==== Data for processing
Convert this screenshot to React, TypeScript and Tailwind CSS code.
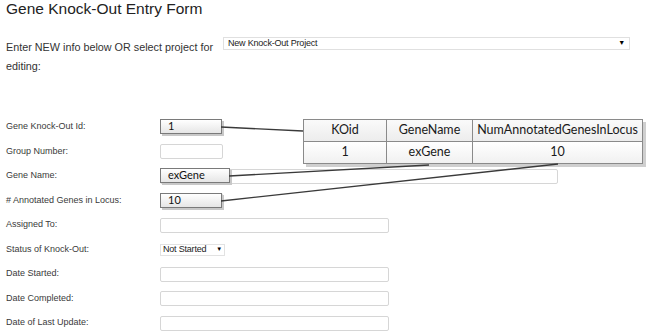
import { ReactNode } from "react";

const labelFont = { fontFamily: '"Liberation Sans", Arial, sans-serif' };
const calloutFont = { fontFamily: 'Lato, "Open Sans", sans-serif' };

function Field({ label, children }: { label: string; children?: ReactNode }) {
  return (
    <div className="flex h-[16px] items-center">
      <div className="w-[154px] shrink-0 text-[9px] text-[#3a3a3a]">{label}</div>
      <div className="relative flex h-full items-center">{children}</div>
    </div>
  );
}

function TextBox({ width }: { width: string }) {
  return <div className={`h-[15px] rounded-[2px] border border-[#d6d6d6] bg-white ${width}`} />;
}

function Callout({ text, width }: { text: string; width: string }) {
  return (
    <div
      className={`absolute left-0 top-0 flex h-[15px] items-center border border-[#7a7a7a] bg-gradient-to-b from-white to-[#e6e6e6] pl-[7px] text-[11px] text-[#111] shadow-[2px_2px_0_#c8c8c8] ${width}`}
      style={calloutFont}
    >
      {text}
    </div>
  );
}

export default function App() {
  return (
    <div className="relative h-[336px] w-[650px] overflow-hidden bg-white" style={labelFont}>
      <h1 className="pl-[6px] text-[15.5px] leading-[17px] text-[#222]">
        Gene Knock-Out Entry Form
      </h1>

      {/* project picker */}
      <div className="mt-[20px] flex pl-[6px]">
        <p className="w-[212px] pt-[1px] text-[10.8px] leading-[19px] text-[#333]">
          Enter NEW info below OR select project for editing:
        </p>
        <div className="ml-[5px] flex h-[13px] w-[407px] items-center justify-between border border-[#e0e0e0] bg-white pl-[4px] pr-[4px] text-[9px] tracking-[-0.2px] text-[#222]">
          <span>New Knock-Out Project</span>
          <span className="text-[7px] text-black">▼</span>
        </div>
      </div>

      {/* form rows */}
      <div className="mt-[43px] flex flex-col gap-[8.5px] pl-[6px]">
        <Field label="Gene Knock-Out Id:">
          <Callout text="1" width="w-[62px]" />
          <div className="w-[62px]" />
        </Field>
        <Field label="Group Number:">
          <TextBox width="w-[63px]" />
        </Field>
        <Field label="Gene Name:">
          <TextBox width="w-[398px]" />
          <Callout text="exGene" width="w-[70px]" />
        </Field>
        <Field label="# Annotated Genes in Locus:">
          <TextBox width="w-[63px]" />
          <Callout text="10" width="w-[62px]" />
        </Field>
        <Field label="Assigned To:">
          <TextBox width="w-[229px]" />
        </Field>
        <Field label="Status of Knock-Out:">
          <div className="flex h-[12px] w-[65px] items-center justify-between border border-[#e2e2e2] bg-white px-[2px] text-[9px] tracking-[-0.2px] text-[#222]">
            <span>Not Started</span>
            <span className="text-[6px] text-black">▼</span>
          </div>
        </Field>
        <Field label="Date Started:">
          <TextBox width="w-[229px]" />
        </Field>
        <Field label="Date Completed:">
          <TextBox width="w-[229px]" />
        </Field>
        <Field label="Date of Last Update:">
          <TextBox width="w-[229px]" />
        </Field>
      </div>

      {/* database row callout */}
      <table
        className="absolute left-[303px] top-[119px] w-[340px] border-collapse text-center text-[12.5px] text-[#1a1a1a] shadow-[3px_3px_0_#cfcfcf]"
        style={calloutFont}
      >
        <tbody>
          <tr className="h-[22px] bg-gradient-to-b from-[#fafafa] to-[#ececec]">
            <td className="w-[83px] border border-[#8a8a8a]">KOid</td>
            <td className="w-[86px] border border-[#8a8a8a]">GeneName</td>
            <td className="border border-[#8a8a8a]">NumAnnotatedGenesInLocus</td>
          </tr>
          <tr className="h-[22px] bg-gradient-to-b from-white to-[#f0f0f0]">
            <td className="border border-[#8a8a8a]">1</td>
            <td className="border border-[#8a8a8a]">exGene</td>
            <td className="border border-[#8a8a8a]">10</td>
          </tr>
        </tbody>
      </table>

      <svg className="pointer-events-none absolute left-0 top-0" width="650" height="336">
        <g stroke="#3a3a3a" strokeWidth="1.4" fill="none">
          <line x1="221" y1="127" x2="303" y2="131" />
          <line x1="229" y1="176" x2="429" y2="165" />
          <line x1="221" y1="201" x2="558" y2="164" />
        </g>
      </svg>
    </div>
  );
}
========
==== Data for processing
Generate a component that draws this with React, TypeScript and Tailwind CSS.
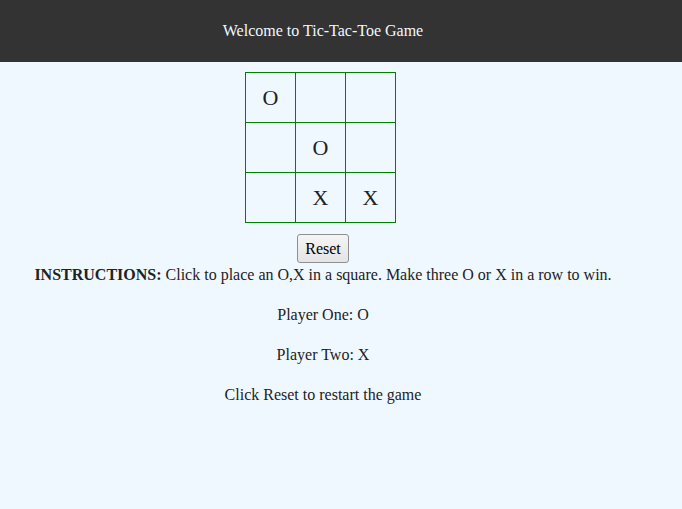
========
==== Data for processing
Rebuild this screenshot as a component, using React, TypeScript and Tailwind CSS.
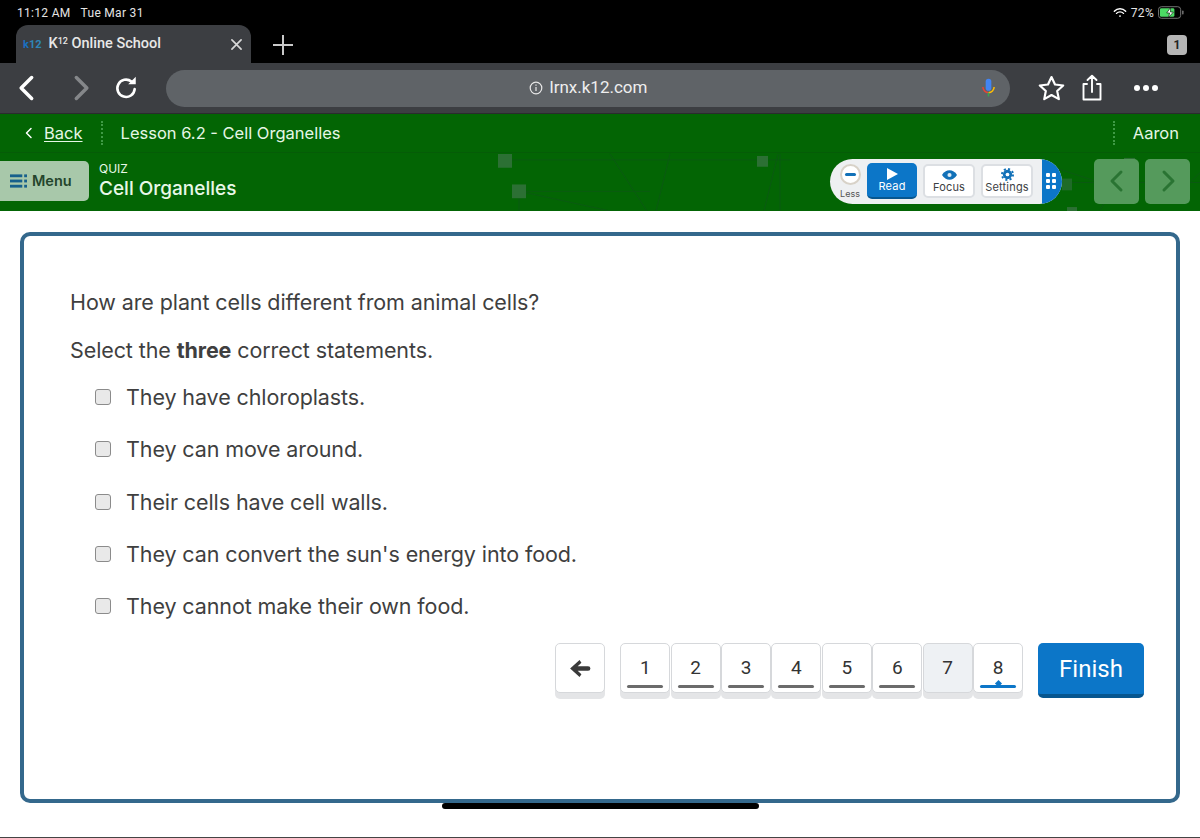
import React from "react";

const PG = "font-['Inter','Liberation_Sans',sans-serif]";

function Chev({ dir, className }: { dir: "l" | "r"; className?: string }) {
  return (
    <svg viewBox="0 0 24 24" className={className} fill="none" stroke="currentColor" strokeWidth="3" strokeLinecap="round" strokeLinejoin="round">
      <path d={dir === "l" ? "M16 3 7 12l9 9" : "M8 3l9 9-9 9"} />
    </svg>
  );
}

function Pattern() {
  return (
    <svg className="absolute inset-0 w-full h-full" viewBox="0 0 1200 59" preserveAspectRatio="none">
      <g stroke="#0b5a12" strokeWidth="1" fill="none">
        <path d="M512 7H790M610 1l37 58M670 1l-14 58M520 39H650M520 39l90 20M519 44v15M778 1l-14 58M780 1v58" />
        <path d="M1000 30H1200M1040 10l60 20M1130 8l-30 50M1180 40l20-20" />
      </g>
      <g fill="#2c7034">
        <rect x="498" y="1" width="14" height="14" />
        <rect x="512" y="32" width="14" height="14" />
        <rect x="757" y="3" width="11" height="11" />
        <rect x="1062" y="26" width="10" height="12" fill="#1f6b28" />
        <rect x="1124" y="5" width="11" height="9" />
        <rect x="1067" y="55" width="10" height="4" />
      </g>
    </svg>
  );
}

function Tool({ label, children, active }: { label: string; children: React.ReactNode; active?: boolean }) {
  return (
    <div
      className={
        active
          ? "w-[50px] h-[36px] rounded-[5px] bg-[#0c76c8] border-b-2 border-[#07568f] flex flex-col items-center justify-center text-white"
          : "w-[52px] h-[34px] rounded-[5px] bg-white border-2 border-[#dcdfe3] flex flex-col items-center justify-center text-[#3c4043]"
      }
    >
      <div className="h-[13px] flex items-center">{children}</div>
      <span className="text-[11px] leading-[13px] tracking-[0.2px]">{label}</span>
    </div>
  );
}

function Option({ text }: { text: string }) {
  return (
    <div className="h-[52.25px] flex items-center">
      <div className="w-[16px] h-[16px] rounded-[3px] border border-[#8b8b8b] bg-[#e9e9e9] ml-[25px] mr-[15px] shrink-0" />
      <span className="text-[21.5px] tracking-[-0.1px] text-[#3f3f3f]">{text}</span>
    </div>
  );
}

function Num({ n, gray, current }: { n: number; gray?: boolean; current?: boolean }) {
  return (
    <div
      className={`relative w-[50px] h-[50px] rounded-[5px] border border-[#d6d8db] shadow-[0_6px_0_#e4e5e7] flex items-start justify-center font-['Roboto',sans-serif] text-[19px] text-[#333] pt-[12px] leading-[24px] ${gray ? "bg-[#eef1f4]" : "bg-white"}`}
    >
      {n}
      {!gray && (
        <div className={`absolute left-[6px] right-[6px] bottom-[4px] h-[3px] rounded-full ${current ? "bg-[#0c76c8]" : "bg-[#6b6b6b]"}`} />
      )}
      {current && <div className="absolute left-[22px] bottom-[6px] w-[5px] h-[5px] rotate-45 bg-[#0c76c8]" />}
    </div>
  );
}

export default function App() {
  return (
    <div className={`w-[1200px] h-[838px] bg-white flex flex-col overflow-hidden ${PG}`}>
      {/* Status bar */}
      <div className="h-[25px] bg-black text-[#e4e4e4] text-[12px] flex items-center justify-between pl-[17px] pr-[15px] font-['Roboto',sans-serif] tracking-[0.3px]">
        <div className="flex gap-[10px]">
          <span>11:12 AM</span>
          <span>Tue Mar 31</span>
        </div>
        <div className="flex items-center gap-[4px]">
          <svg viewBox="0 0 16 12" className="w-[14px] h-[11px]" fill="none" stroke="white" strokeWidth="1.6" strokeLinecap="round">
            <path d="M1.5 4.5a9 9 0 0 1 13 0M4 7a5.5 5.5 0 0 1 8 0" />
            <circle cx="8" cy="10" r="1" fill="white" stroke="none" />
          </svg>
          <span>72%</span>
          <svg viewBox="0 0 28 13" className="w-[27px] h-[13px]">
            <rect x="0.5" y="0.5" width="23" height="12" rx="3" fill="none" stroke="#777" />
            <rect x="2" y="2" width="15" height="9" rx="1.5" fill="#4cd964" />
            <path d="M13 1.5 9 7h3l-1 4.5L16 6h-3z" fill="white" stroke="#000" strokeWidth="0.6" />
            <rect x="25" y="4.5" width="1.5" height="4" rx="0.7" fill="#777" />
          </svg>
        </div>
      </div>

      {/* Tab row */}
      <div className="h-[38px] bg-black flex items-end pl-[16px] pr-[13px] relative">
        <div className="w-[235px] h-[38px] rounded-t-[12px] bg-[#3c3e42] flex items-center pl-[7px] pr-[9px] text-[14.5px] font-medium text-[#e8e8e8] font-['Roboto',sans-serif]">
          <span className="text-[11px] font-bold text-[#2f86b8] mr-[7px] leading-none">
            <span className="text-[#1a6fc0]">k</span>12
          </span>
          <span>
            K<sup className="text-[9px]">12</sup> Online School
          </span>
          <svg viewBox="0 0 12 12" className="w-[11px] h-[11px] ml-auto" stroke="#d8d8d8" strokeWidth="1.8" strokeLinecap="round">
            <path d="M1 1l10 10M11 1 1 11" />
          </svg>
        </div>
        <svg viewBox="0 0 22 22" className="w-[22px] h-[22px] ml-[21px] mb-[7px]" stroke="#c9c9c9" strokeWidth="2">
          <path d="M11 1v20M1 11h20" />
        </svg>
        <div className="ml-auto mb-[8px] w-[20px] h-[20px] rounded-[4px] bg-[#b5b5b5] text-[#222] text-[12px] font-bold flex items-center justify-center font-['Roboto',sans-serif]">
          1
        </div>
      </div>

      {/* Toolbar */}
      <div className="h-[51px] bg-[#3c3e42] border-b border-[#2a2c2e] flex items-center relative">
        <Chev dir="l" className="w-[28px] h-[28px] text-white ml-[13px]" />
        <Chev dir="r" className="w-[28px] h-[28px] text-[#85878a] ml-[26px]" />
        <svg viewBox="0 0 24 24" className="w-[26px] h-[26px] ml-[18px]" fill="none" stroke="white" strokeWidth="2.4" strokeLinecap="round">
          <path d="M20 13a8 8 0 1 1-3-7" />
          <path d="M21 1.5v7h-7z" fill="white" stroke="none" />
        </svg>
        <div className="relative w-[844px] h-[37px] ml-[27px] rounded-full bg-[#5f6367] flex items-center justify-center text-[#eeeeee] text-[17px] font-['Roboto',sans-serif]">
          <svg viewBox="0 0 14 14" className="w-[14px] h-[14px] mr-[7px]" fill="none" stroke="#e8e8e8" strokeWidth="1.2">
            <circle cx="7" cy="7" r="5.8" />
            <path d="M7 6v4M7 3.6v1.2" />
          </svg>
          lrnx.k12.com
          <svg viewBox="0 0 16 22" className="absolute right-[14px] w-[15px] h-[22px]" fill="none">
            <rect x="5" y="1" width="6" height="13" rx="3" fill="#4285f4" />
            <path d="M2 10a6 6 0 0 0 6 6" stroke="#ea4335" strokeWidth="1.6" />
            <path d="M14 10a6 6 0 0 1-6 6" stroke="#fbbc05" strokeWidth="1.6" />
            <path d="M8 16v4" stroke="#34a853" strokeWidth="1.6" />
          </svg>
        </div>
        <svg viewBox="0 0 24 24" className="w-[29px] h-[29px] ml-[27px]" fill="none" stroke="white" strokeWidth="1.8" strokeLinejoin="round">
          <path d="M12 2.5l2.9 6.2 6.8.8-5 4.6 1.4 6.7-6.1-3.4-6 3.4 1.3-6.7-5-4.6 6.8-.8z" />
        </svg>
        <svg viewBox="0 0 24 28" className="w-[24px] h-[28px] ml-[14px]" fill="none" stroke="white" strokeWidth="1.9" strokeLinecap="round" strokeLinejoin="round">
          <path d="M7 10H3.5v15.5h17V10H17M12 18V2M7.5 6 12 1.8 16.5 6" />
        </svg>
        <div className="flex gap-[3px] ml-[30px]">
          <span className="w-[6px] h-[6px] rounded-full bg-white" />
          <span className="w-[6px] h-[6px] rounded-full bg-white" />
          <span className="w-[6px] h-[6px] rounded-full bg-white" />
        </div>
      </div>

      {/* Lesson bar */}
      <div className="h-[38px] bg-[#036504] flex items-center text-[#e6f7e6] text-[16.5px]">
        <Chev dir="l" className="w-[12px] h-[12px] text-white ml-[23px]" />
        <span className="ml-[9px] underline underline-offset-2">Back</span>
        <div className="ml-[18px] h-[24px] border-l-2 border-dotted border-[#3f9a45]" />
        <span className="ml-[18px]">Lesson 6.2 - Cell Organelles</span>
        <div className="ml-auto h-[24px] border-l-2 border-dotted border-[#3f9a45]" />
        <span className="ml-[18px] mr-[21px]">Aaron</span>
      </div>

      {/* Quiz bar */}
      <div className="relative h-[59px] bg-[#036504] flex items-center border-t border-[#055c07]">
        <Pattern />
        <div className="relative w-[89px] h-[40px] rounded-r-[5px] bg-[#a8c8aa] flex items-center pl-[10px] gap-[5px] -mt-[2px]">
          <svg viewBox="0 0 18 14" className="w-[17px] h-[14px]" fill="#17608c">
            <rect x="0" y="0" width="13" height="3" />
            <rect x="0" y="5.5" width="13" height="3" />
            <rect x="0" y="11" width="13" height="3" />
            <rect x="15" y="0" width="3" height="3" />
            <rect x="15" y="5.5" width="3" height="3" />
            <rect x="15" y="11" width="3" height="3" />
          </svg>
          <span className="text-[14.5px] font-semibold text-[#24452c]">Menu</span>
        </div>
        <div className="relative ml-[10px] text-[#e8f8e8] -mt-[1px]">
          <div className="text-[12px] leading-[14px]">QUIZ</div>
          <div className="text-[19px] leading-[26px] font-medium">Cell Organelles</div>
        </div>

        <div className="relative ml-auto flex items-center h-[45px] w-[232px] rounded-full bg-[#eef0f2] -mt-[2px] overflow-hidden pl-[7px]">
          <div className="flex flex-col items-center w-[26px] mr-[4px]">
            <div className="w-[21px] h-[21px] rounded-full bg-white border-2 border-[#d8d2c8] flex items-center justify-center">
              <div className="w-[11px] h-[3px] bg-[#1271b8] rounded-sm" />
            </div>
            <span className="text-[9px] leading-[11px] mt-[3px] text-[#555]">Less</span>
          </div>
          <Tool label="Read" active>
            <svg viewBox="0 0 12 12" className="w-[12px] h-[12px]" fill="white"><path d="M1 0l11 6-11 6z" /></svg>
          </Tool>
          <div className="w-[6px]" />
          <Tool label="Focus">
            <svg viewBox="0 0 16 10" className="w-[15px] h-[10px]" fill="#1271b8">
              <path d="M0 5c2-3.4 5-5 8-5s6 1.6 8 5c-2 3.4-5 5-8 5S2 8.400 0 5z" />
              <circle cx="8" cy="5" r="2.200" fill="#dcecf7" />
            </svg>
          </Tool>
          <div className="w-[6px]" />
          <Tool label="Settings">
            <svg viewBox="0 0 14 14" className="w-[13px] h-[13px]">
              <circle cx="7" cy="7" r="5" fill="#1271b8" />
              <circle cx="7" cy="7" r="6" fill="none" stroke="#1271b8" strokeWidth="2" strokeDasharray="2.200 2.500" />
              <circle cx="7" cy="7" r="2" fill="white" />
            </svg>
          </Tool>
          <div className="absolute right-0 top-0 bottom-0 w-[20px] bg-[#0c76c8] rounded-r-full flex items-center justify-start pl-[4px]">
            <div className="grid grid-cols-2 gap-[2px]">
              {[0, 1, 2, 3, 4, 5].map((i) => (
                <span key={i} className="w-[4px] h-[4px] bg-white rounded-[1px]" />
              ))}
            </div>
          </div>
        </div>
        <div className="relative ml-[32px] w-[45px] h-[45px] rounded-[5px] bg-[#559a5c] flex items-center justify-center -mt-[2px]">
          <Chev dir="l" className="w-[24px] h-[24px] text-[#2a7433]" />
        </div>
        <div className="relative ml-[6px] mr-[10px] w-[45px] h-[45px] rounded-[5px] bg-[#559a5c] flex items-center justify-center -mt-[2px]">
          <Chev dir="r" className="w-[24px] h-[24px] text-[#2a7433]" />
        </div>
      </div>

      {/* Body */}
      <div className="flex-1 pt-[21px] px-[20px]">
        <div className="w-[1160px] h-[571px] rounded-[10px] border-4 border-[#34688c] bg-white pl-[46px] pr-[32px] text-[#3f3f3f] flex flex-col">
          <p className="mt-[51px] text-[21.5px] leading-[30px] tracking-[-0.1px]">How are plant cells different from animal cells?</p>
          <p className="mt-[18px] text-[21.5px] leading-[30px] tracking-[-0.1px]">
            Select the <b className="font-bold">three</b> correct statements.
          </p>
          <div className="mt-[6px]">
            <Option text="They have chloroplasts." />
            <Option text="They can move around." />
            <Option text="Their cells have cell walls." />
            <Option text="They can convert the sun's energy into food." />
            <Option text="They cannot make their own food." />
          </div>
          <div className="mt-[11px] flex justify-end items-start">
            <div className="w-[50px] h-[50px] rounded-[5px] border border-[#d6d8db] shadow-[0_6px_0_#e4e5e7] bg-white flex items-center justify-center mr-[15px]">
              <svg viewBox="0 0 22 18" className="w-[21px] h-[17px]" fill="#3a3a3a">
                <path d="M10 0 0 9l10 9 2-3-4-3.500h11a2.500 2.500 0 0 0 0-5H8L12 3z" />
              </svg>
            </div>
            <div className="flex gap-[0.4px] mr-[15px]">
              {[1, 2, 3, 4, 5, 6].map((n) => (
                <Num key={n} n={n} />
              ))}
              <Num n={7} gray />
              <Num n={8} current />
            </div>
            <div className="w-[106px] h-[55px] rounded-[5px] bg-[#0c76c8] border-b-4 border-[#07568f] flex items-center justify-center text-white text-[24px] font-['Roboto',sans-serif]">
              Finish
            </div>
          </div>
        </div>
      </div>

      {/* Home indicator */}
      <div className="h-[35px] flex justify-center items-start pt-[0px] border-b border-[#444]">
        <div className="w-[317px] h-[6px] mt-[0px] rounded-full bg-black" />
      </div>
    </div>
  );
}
========
◆ **Task instructions**
Among the lines of the data above, determine how many contain the word "Tailwind". Report the number alone.

◆ **Problem solution**
3